Among the questions this exciting book takes up are: What will it mean to live free from the limits of our bodies? Who will we become if our minds can be stored and duplicated? What new realms of beauty, connection and wonder might we inhabit? How will we navigate the risks presented by such awesomely powerful technology?
By the end of this decade, AI will exceed human levels of intelligence. During the 2030s, it will become ‘superintelligent’, vastly outstripping our capabilities and enabling dramatic interventions in our bodies.
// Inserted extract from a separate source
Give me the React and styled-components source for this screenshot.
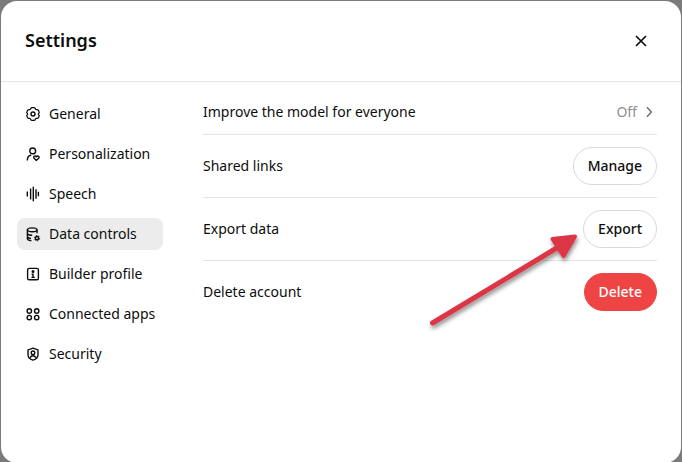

By 2045, we will be able to connect our brains directly with AI, enhancing our intelligence a millionfold and expanding our consciousness in ways we can barely imagine.
While Kurzweil can be expected to be as excited about the AI future as a teenager might be, it is to his credit that he also pauses to consider the potential pitfalls of grafting a piece of our intelligence to something that is not a product of nature.
The new book comes with a blurb (“A fascinating exploration of our future”) on its cover by Yuval Noah Harari, who also quotes from here in his own latest work, ‘Nexus’. If you want to be better informed about the forces shaping your future that is almost present, do read it.